Para o MP, as prefeituras não podem pretender que uma empresa privada resolva uma questão de responsabilidade pública.
“Não cabe às prefeituras se valerem de qualquer projeto de uma empresa privada, seja ele qual for, para resolver um problema que é de saneamento público. Os municípios não podem pretender que a solução seja dada por um ente privado. Cabe aos municípios a gestão sobre os resíduos sólidos”, afirma Eliane Moreira.
A responsável pela 5ª Promotoria de Justiça de Marituba diz que não é proibido que uma empresa solicite um licenciamento e que procure outros municípios. Porém, Eliane pondera que se apoiar em uma empresa que quer abrir um processo de licenciamento, e tratar isso como solução, é um equívoco por parte dos três municípios da Grande Belém.
“As soluções das questões envolvendo os resíduos sólidos urbanos perpassam pela vontade política dos gestores públicos: os prefeitos de Belém, de Ananindeua e de Marituba”, afirma.
A promotora fala que não adianta a sociedade olhar para um aterro sem antes olhar para a coleta seletiva. Segundo ela, é importante que a demanda de resíduos seja tão pequena a ponto de ser mais fácil gerir um aterro.
“Não adianta apenas ter um lugar onde despejar resíduos. Antes dos resíduos chegarem ao aterro. o município tem que ter coleta seletiva eficiente. O descarte é a última alternativa, mas os municípios têm utilizado como se fosse a primeira”, explica.
Em Belém, dados da composição dos resíduos sólidos urbanos mostram que 25,94% dos materiais produzidos são formados por elementos recicláveis; 22,72% por entulhos e rejeitos; e 51,34% por resíduos orgânicos.
Os dados fazem parte de uma pesquisa produzida por Fernando Ramos sobre um plano de reciclagem de resíduos sólidos para o município de Belém. O especialista em gestão pública afirma que não adianta 1⁄4 do lixo ser formado de materiais recicláveis se não não há cultura da reciclagem.
“Quando não há política pública estruturada, tudo vira rejeito [aquilo que não pode ser reciclado ou reutilizado]”, enfatiza.
Dados apresentados pela administradora do aterro mostram que com base no volume de resíduos recebidos, estimado em aproximadamente 1.300 toneladas/dia, cerca de 100 toneladas/dia são de materiais recicláveis, que atualmente estão sendo enterrados.
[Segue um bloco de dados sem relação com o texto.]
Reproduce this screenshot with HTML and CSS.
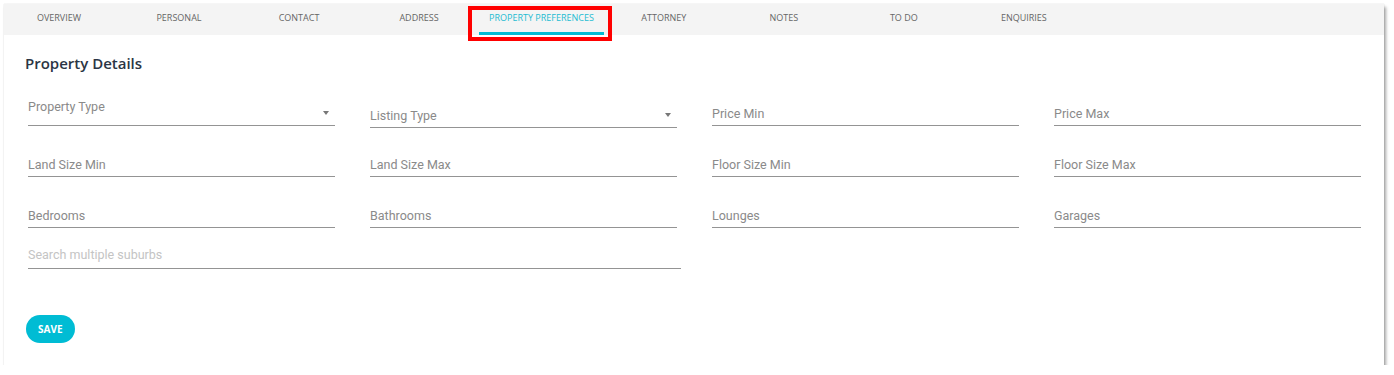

Divididos por municípios, Belém poderia estar aproveitando 70 toneladas/dia de recicláveis, Ananindeua 20 toneladas/dia e Marituba 10.
O Ministério Público também entende que o nível de reciclagem pouco avançou na capital paraense. A procuradora Eliane Moreira amplia a responsabilidade sobre a situação atual ao dizer que a coleta seletiva é irrisória para a demanda existente nos três municípios.
“Basta ver que ao longo dos 10 anos ou 5 últimos anos não houve redução substancial da remessa de resíduos ao aterro. É a maior prova que não teve implementação efetiva de coleta seletiva. Os municípios continuam mandando a mesma quantidade de resíduos. Bom lembrar que qualquer aterro pressupõe a existência de coleta seletiva”, afirma.